SHORT TASK
All the data below goes into the copy word for word, but the pictures don't.

RECORDED DATA
==================================================

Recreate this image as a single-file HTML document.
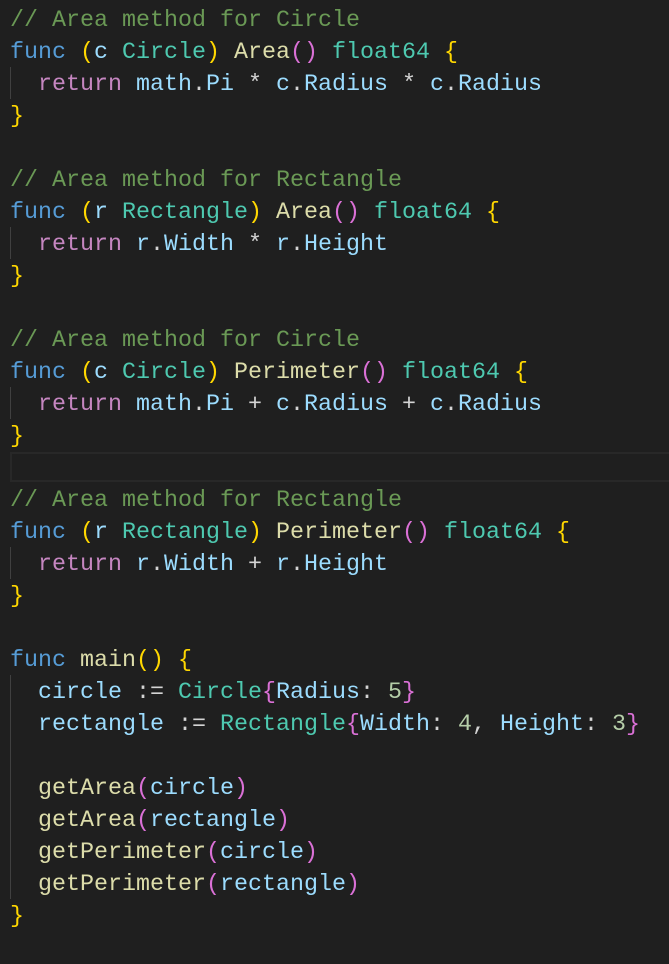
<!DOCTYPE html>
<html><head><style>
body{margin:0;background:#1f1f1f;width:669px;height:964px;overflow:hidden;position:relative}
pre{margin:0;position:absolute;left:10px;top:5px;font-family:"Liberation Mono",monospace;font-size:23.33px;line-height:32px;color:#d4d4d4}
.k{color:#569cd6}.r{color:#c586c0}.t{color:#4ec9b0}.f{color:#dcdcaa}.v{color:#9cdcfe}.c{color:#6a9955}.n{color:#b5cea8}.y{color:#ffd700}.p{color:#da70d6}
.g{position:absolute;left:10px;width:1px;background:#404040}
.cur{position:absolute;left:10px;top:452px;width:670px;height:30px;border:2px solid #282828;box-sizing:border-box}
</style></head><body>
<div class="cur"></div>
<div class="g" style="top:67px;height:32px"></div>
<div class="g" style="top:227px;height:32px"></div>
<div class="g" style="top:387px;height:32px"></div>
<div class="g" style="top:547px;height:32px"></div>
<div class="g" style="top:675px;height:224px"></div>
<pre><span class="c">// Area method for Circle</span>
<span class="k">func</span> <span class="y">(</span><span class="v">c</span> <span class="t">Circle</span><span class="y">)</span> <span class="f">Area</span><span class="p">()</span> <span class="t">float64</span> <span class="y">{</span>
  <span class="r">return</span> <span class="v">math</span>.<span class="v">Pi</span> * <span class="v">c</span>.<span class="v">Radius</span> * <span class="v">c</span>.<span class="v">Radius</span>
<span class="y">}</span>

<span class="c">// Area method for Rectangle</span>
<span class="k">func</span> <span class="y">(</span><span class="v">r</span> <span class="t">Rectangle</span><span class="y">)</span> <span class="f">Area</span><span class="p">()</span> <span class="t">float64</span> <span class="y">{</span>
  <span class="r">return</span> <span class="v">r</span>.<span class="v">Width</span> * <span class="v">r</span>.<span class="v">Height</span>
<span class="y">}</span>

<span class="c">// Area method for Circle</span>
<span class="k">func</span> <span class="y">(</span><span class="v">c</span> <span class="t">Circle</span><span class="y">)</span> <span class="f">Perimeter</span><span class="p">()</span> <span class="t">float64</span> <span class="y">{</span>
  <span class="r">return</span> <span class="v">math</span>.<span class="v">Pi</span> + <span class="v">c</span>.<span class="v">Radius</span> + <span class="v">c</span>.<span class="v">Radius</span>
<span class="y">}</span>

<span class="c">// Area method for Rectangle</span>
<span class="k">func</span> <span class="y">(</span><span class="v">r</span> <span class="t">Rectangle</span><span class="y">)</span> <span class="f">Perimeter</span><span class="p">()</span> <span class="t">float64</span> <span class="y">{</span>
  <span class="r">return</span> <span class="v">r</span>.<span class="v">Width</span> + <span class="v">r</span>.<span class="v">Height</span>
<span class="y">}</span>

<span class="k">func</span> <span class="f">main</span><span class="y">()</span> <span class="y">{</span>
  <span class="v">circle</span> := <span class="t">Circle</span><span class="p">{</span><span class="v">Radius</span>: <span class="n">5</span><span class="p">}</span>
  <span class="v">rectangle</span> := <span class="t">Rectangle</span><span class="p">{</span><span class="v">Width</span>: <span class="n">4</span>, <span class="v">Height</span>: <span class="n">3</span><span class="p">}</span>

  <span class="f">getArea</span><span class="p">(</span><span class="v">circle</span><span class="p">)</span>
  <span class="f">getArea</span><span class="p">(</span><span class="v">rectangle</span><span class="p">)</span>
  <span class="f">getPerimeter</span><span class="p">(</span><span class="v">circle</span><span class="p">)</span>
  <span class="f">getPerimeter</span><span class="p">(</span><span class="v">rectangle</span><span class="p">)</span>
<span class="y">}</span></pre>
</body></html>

==================================================

ANSWER TO THIS TASK
Recreate this image as a single-file HTML document.
<!DOCTYPE html>
<html><head><style>
body{margin:0;background:#1f1f1f;width:669px;height:964px;overflow:hidden;position:relative}
pre{margin:0;position:absolute;left:10px;top:5px;font-family:"Liberation Mono",monospace;font-size:23.33px;line-height:32px;color:#d4d4d4}
.k{color:#569cd6}.r{color:#c586c0}.t{color:#4ec9b0}.f{color:#dcdcaa}.v{color:#9cdcfe}.c{color:#6a9955}.n{color:#b5cea8}.y{color:#ffd700}.p{color:#da70d6}
.g{position:absolute;left:10px;width:1px;background:#404040}
.cur{position:absolute;left:10px;top:452px;width:670px;height:30px;border:2px solid #282828;box-sizing:border-box}
</style></head><body>
<div class="cur"></div>
<div class="g" style="top:67px;height:32px"></div>
<div class="g" style="top:227px;height:32px"></div>
<div class="g" style="top:387px;height:32px"></div>
<div class="g" style="top:547px;height:32px"></div>
<div class="g" style="top:675px;height:224px"></div>
<pre><span class="c">// Area method for Circle</span>
<span class="k">func</span> <span class="y">(</span><span class="v">c</span> <span class="t">Circle</span><span class="y">)</span> <span class="f">Area</span><span class="p">()</span> <span class="t">float64</span> <span class="y">{</span>
  <span class="r">return</span> <span class="v">math</span>.<span class="v">Pi</span> * <span class="v">c</span>.<span class="v">Radius</span> * <span class="v">c</span>.<span class="v">Radius</span>
<span class="y">}</span>

<span class="c">// Area method for Rectangle</span>
<span class="k">func</span> <span class="y">(</span><span class="v">r</span> <span class="t">Rectangle</span><span class="y">)</span> <span class="f">Area</span><span class="p">()</span> <span class="t">float64</span> <span class="y">{</span>
  <span class="r">return</span> <span class="v">r</span>.<span class="v">Width</span> * <span class="v">r</span>.<span class="v">Height</span>
<span class="y">}</span>

<span class="c">// Area method for Circle</span>
<span class="k">func</span> <span class="y">(</span><span class="v">c</span> <span class="t">Circle</span><span class="y">)</span> <span class="f">Perimeter</span><span class="p">()</span> <span class="t">float64</span> <span class="y">{</span>
  <span class="r">return</span> <span class="v">math</span>.<span class="v">Pi</span> + <span class="v">c</span>.<span class="v">Radius</span> + <span class="v">c</span>.<span class="v">Radius</span>
<span class="y">}</span>

<span class="c">// Area method for Rectangle</span>
<span class="k">func</span> <span class="y">(</span><span class="v">r</span> <span class="t">Rectangle</span><span class="y">)</span> <span class="f">Perimeter</span><span class="p">()</span> <span class="t">float64</span> <span class="y">{</span>
  <span class="r">return</span> <span class="v">r</span>.<span class="v">Width</span> + <span class="v">r</span>.<span class="v">Height</span>
<span class="y">}</span>

<span class="k">func</span> <span class="f">main</span><span class="y">()</span> <span class="y">{</span>
  <span class="v">circle</span> := <span class="t">Circle</span><span class="p">{</span><span class="v">Radius</span>: <span class="n">5</span><span class="p">}</span>
  <span class="v">rectangle</span> := <span class="t">Rectangle</span><span class="p">{</span><span class="v">Width</span>: <span class="n">4</span>, <span class="v">Height</span>: <span class="n">3</span><span class="p">}</span>

  <span class="f">getArea</span><span class="p">(</span><span class="v">circle</span><span class="p">)</span>
  <span class="f">getArea</span><span class="p">(</span><span class="v">rectangle</span><span class="p">)</span>
  <span class="f">getPerimeter</span><span class="p">(</span><span class="v">circle</span><span class="p">)</span>
  <span class="f">getPerimeter</span><span class="p">(</span><span class="v">rectangle</span><span class="p">)</span>
<span class="y">}</span></pre>
</body></html>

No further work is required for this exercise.